Feststoffhaltige Medien
Bei der Wasseraufbereitung und Abwasserentsorgung, wo die Partikelbelastung zum Beispiel durch Sand und Schlamm recht hoch sein kann, kommen idealerweise Gemü-655- oder Gemü-656-Tiefsitzmembranventile zum Einsatz. Die Membran sorgt durch den Einschluss der Partikel dafür, dass das Ventil vollständig schließt und kein Medium nachläuft. Bei Medien, bei denen die mitgeführten Partikel dazu neigen, sich vor dem geschlossenen Ventil abzusetzen und zu verdichten, werden Membranventile um 180° gedreht, auf dem Kopf stehend eingebaut. Die Schlämme lagern sich dann direkt auf der Membran ab. Die Verkrustungen werden beim nächsten Öffnen durch die Bewegung der Membran aufgebrochen und können ausgespült werden. Tiefsitzmembranventile haben im Gegensatz zu der herkömmlichen Variante keinen Dichtsteg, sondern einen freien Durchlauf, ähnlich dem eines Schiebers oder Kugelhahns. Damit weisen sie deutlich höhere Kv-Werte bei gleicher Nennweite auf. Diese Ventile sollten aufgrund der hohen mechanischen Belastung der Membran nur für geringe Schaltwechsel eingesetzt werden. Die Tiefsitzmembranventile verfügen in diesen Anwendungen bevorzugt über Gummiauskleidungen, die gegen schwache Säuren, wie sie beispielweise zur pH-Wert-Einstellung verwendet werden, Sole sowie weitere Wasser- und Abwasserbehandlungsmittel resistent sind. Dazu passen je nach Anwendungsfall am besten Membranen aus EPDM, Hypalon oder Butyl.

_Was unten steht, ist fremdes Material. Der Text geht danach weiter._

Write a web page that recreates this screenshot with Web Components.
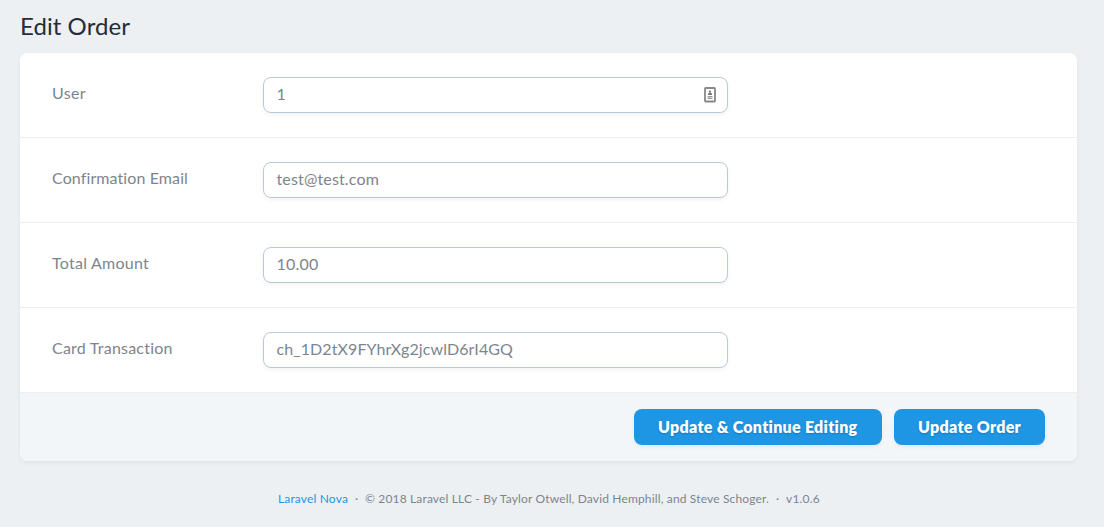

Hygienisch und sterilisierbar
Besonders geeignet sind die Membranventile aufgrund ihrer totraumarmen Ausführung auch für den Einsatz in sterilen Bereichen. Die Ventilkörper sind für diese Anwendungen ausnahmslos aus Edelstahl. Sie werden aus Feinguss, Schmiederohlingen oder aus Blockmaterial hergestellt. Bei den Gemü-Biostar-Ventilen sind sämtliche Oberflächen übergangslos und ohne Kanten ausgeführt. Die Haftfähigkeit und das Absetzen von Verunreinigungen wird somit unterbunden. Zum Einsatz kommen EPDM oder PTFE/EPDM-Membranen. Die Verbindungsschrauben für den Ventilkörper und den Antrieb sind vollständig gekammert. Das manuelle Ventil ist aus Edelstahl und besitzt ein dreispeichiges Handrad aus dampfbeständigem Hochleistungskunststoff oder ein Einspeichenhandrad aus Edelstahl 1.4408. Die Pneumatikantriebe sind in den Steuerfunktionen federkraftschließend/federkraftöffnend und beidseitig angesteuert erhältlich. Die bei allen einfachwirkend arbeitenden Pneumatikantrieben notwendige Be- und Entlüftungsöffnung ist so angeordnet, dass über einen Labyrinthgang keine Flüssigkeit von außen in den Antrieb gelangen kann. Alle innen liegenden beweglichen Teile sind mit dynamischen Dichtungen abgedichtet, alle Laufflächen sind oberflächenvergütet. Das Lager der Ventilspindel ist als selbstschmierende Igus-Buchse in einem PTFE-Compound ausgeführt. Um Totzonen und Toträume in den Anlagen zu verkleinern, sind neben den Durchgangskörpern auch individuelle Mehrwegekörper erhältlich, bei denen mehrere Durchgangsventile und die entsprechende Verrohrung durch einen intelligent gestalteten kleinen Block ersetzt werden.